* **EXERCISE TASK**: Find each line with the word "index" and copy it.
* Start SUPPLIED DATA *
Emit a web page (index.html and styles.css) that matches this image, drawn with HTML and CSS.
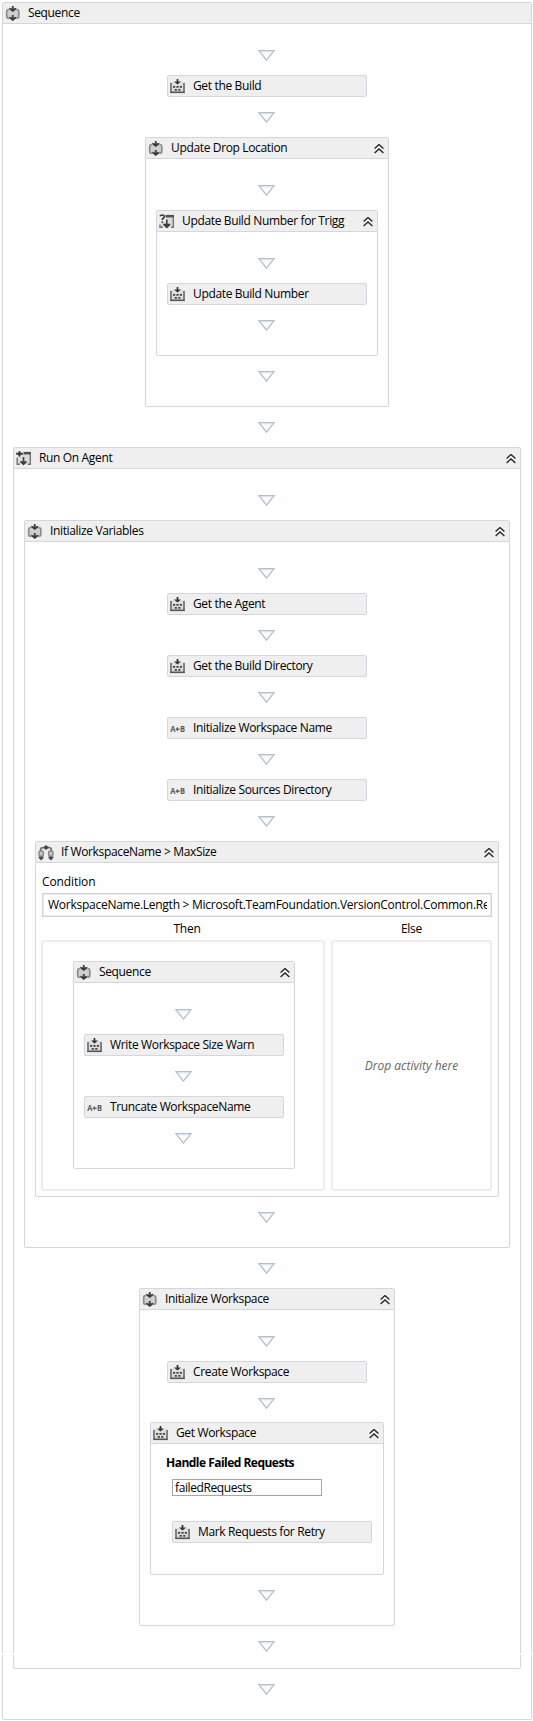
FILE: index.html
```html
<!DOCTYPE html>
<html lang="en">
<head>
<meta charset="utf-8">
<title>Workflow</title>
<link rel="stylesheet" href="styles.css">
</head>
<body>
<svg class="defs" width="0" height="0">
  <symbol id="i-arrow" viewBox="0 0 18 11">
    <path d="M1 .7H16L8.500 10.100Z" fill="#fdfdfe" stroke="#b4bfce" stroke-width="1.300"/>
    <path d="M2.500 1.800H14.500" stroke="#dbe2ec" stroke-width="1"/>
  </symbol>
  <symbol id="i-chev" viewBox="0 0 10 10">
    <path d="M.6 4.500L5 .5L9.400 4.500M.6 8.900L5 4.900L9.400 8.900" fill="none" stroke="#222" stroke-width="1.300"/>
  </symbol>
  <symbol id="i-build" viewBox="0 0 16 16">
    <path d="M0 3H15V14H0Z" fill="#dedede"/>
    <path d="M1 4V13.200H14V4" fill="none" stroke="#6a6a6a" stroke-width="1.600"/>
    <path d="M.2 13.500H14.800" stroke="#555" stroke-width="1.200"/>
    <path d="M7.500 0V3" stroke="#333" stroke-width="1.700"/>
    <path d="M4 2.500H11L7.500 5.600Z" fill="#333"/>
    <path d="M3 7h2.200v1.700H3zM6.400 7h2.200v1.700H6.400zM9.800 7H12v1.700H9.800zM4.700 10h2.200v1.700H4.700zM8.200 10h2.200v1.700H8.200z" fill="#444"/>
  </symbol>
  <symbol id="i-seq" viewBox="0 0 16 16">
    <rect x="2" y="3.500" width="11.500" height="9" rx="1.500" fill="#cfcfcf"/>
    <path d="M4 3.500Q1.700 3.700 1.700 5.500V10.500Q1.700 12.300 4 12.500M11.500 3.500Q13.800 3.700 13.800 5.500V10.500Q13.800 12.300 11.500 12.500" fill="none" stroke="#8c8c8c" stroke-width="1.700"/>
    <path d="M7.750 0V3M7.750 9V12" stroke="#444" stroke-width="1.900"/>
    <path d="M4.200 1.800L7.750 2.700L11.300 1.800V3.200L7.750 6L4.200 3.200ZM4.200 10.800L7.750 11.700L11.300 10.800V12.200L7.750 15L4.200 12.200Z" fill="#3c3c3c"/>
  </symbol>
  <symbol id="i-ask" viewBox="0 0 16 16">
    <path d="M7 3H14V13H2V8H7Z" fill="#dcdcdc"/>
    <path d="M1 2.300Q1.500 1 3.200 1Q5.200 1 5.100 2.900Q5 3.900 4 4.500Q3.300 5 3.300 6.100M3.300 7.300V8.800" fill="none" stroke="#333" stroke-width="1.700"/>
    <path d="M6.500 2.200H15" stroke="#505050" stroke-width="2.600"/>
    <path d="M14.300 3V13.200H12M1 10.500V13.200H4" fill="none" stroke="#777" stroke-width="1.500"/>
    <path d="M7.800 5.500V11" stroke="#444" stroke-width="1.700"/>
    <path d="M4.300 9.800H11.300V11L7.800 14.500L4.300 11Z" fill="#3c3c3c"/>
  </symbol>
  <symbol id="i-agent" viewBox="0 0 16 16">
    <path d="M2 4H14V13H2Z" fill="#dcdcdc"/>
    <path d="M.2 2.800H6.800M3.500 .3V5.500" stroke="#333" stroke-width="1.900"/>
    <path d="M7.500 2.200H15" stroke="#505050" stroke-width="2.600"/>
    <path d="M14.300 3V13.200H11.500M1.200 6.500V13.200H4" fill="none" stroke="#777" stroke-width="1.500"/>
    <path d="M7.500 6V12" stroke="#444" stroke-width="1.700"/>
    <path d="M4.200 10.200H10.800V11.300L7.500 14.600L4.200 11.300Z" fill="#3c3c3c"/>
  </symbol>
  <symbol id="i-if" viewBox="0 0 16 16">
    <path d="M2.800 6V4.300Q2.800 2.600 5 2.600H11Q13.200 2.600 13.200 4.300V6" fill="none" stroke="#777" stroke-width="1.900"/>
    <path d="M5.200 2.500L8 0L10.800 2.500L8 5Z" fill="#444"/>
    <rect x="1" y="5.800" width="4.400" height="5.400" rx="1.500" fill="#c4c4c4" stroke="#808080" stroke-width="1.300"/>
    <rect x="10.600" y="5.800" width="4.400" height="5.400" rx="1.500" fill="#c4c4c4" stroke="#808080" stroke-width="1.300"/>
    <path d="M.6 11.500H5.600V13L3.100 15.400L.6 13ZM10.400 11.500H15.400V13L12.900 15.400L10.400 13Z" fill="#505050"/>
  </symbol>
  <symbol id="i-assign" viewBox="0 0 16 16">
    <text class="assign" x="0.3" y="11.300" textLength="5.200" lengthAdjust="spacingAndGlyphs">A</text>
    <text class="assign" x="10" y="11.300" textLength="5" lengthAdjust="spacingAndGlyphs">B</text>
    <path d="M5.300 8.200L8 5.800V7.400H9.600V9H8V10.600Z" fill="#666"/>
  </symbol>
</svg>

<main class="box root">
  <header class="bar"><svg class="icon"><use href="#i-seq"/></svg><span>Sequence</span></header>
  <div class="flow root-flow">
    <svg class="arrow"><use href="#i-arrow"/></svg>
    <div class="item"><svg class="icon"><use href="#i-build"/></svg><span>Get the Build</span></div>
    <svg class="arrow"><use href="#i-arrow"/></svg>

    <section class="box">
      <header class="bar"><svg class="icon"><use href="#i-seq"/></svg><span>Update Drop Location</span><svg class="chev"><use href="#i-chev"/></svg></header>
      <div class="flow">
        <svg class="arrow"><use href="#i-arrow"/></svg>
        <section class="box">
          <header class="bar"><svg class="icon"><use href="#i-ask"/></svg><span>Update Build Number for Trigg</span><svg class="chev"><use href="#i-chev"/></svg></header>
          <div class="flow">
            <svg class="arrow"><use href="#i-arrow"/></svg>
            <div class="item"><svg class="icon"><use href="#i-build"/></svg><span>Update Build Number</span></div>
            <svg class="arrow"><use href="#i-arrow"/></svg>
          </div>
        </section>
        <svg class="arrow"><use href="#i-arrow"/></svg>
      </div>
    </section>
    <svg class="arrow"><use href="#i-arrow"/></svg>

    <section class="box">
      <header class="bar"><svg class="icon"><use href="#i-agent"/></svg><span>Run On Agent</span><svg class="chev"><use href="#i-chev"/></svg></header>
      <div class="flow agent-flow">
        <svg class="arrow"><use href="#i-arrow"/></svg>
        <section class="box">
          <header class="bar"><svg class="icon"><use href="#i-seq"/></svg><span>Initialize Variables</span><svg class="chev"><use href="#i-chev"/></svg></header>
          <div class="flow">
            <svg class="arrow"><use href="#i-arrow"/></svg>
            <div class="item"><svg class="icon"><use href="#i-build"/></svg><span>Get the Agent</span></div>
            <svg class="arrow"><use href="#i-arrow"/></svg>
            <div class="item"><svg class="icon"><use href="#i-build"/></svg><span>Get the Build Directory</span></div>
            <svg class="arrow"><use href="#i-arrow"/></svg>
            <div class="item"><svg class="icon"><use href="#i-assign"/></svg><span>Initialize Workspace Name</span></div>
            <svg class="arrow"><use href="#i-arrow"/></svg>
            <div class="item"><svg class="icon"><use href="#i-assign"/></svg><span>Initialize Sources Directory</span></div>
            <svg class="arrow"><use href="#i-arrow"/></svg>

            <section class="box">
              <header class="bar"><svg class="icon"><use href="#i-if"/></svg><span>If WorkspaceName &gt; MaxSize</span><svg class="chev"><use href="#i-chev"/></svg></header>
              <div class="if-body">
                <div class="cond-label">Condition</div>
                <div class="cond-field"><div class="cond-text">WorkspaceName.Length &gt; Microsoft.TeamFoundation.VersionControl.Common.Re</div></div>
                <div class="branches">
                  <div class="branch-label then-label">Then</div>
                  <div class="branch-label">Else</div>
                  <div class="panel then-panel">
                    <section class="box">
                      <header class="bar"><svg class="icon"><use href="#i-seq"/></svg><span>Sequence</span><svg class="chev"><use href="#i-chev"/></svg></header>
                      <div class="flow">
                        <svg class="arrow"><use href="#i-arrow"/></svg>
                        <div class="item"><svg class="icon"><use href="#i-build"/></svg><span>Write Workspace Size Warn</span></div>
                        <svg class="arrow"><use href="#i-arrow"/></svg>
                        <div class="item"><svg class="icon"><use href="#i-assign"/></svg><span>Truncate WorkspaceName</span></div>
                        <svg class="arrow"><use href="#i-arrow"/></svg>
                      </div>
                    </section>
                  </div>
                  <div class="panel else-panel">Drop activity here</div>
                </div>
              </div>
            </section>
            <svg class="arrow"><use href="#i-arrow"/></svg>
          </div>
        </section>
        <svg class="arrow"><use href="#i-arrow"/></svg>

        <section class="box">
          <header class="bar"><svg class="icon"><use href="#i-seq"/></svg><span>Initialize Workspace</span><svg class="chev"><use href="#i-chev"/></svg></header>
          <div class="flow">
            <svg class="arrow"><use href="#i-arrow"/></svg>
            <div class="item"><svg class="icon"><use href="#i-build"/></svg><span>Create Workspace</span></div>
            <svg class="arrow tight"><use href="#i-arrow"/></svg>
            <section class="box get-workspace">
              <header class="bar"><svg class="icon"><use href="#i-build"/></svg><span>Get Workspace</span><svg class="chev"><use href="#i-chev"/></svg></header>
              <div class="failed">
                <div class="failed-title">Handle Failed Requests</div>
                <div class="failed-field">failedRequests</div>
                <div class="item"><svg class="icon"><use href="#i-build"/></svg><span>Mark Requests for Retry</span></div>
              </div>
            </section>
            <svg class="arrow"><use href="#i-arrow"/></svg>
          </div>
        </section>
        <svg class="arrow"><use href="#i-arrow"/></svg>
      </div>
    </section>
    <svg class="arrow"><use href="#i-arrow"/></svg>
  </div>
  <div class="seam"></div>
</main>
</body>
</html>
```
FILE: styles.css
```css
* { box-sizing: border-box; }

body {
  margin: 0;
  padding: 2px 1px 0 2px;
  background: #fefefe;
  color: #000;
  font: 12px/16px "Open Sans", "Noto Sans", sans-serif;
  letter-spacing: -0.25px;
}

.defs { display: block; }

.box {
  border: 1px solid #d5d5e1;
  border-radius: 2px;
  background: #fefefe;
}

.root {
  position: relative;
  height: 1718px;
}

/* Page break line that interrupts the outer borders */
.seam {
  position: absolute;
  right: -1px;
  bottom: 64px;
  left: -1px;
  height: 2px;
  background: #fefefe;
  opacity: 0.8;
}

.bar,
.item {
  display: flex;
  align-items: flex-start;
  background: #efefef;
  white-space: nowrap;
}

.bar {
  height: 21px;
  padding: 2px 4px 0 2px;
  border-bottom: 1px solid #d5d5e1;
}

.item {
  width: 200px;
  height: 22px;
  padding: 2px 4px 0 2px;
  border: 1px solid #d5d5e1;
  border-radius: 2px;
}

.icon {
  flex: none;
  width: 16px;
  height: 16px;
  margin: 1px 7px 0 0;
}

.bar span,
.item span {
  flex: 1;
  letter-spacing: -0.35px;
}

.chev {
  flex: none;
  width: 10px;
  height: 10px;
  margin-top: 4px;
}

.assign {
  font: bold 9px "Open Sans", sans-serif;
  letter-spacing: 0;
  fill: #5a5a5a;
}

.flow {
  display: flex;
  flex-direction: column;
  align-items: center;
  padding: 11px 10px 10px;
}

.flow > .box { min-width: 222px; }

.arrow {
  flex: none;
  width: 18px;
  height: 11px;
  margin: 15px 0 14px;
}

.arrow.tight { margin-bottom: 13px; }

.agent-flow { padding-bottom: 2px; }

.root-flow { padding-bottom: 0; }

.if-body {
  width: 462px;
  padding: 11px 6px 5px 5px;
}

.cond-label {
  padding-left: 1px;
  letter-spacing: -0.1px;
}

.cond-field {
  height: 24px;
  margin: 3px 0 0 1px;
  padding: 3px 4px 0 3px;
  border: 1px solid #d0d0e0;
  box-shadow: inset 0 0 0 1px #e9e9f2;
}

.cond-text {
  overflow: hidden;
  padding-left: 2px;
  letter-spacing: -0.26px;
  white-space: nowrap;
}

.branches {
  display: grid;
  grid-template-columns: 284px 161px;
  grid-template-rows: 23px 251px;
  column-gap: 6px;
}

.branch-label {
  padding-top: 4px;
  text-align: center;
}

.then-label { padding-left: 8px; }

.panel {
  border: 2px solid #ececf2;
  border-radius: 3px;
}

.then-panel { padding: 19px 28px 0 30px; }

.else-panel {
  display: flex;
  align-items: center;
  justify-content: center;
  color: #666;
  font-style: italic;
  letter-spacing: 0;
}

.get-workspace {
  width: 234px;
  height: 153px;
}

.failed { padding: 11px 11px 0 21px; }

.failed-title {
  margin-left: -6px;
  font-weight: bold;
  letter-spacing: -0.52px;
}

.failed-field {
  width: 150px;
  height: 17px;
  margin: 8px 0 25px;
  padding-left: 2px;
  border: 1px solid #a6a6a6;
  letter-spacing: -0.4px;
  line-height: 15px;
}
```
* End SUPPLIED DATA *
* **ANSWER FOR THE TASK**:
Emit a web page (index.html and styles.css) that matches this image, drawn with HTML and CSS.
FILE: index.html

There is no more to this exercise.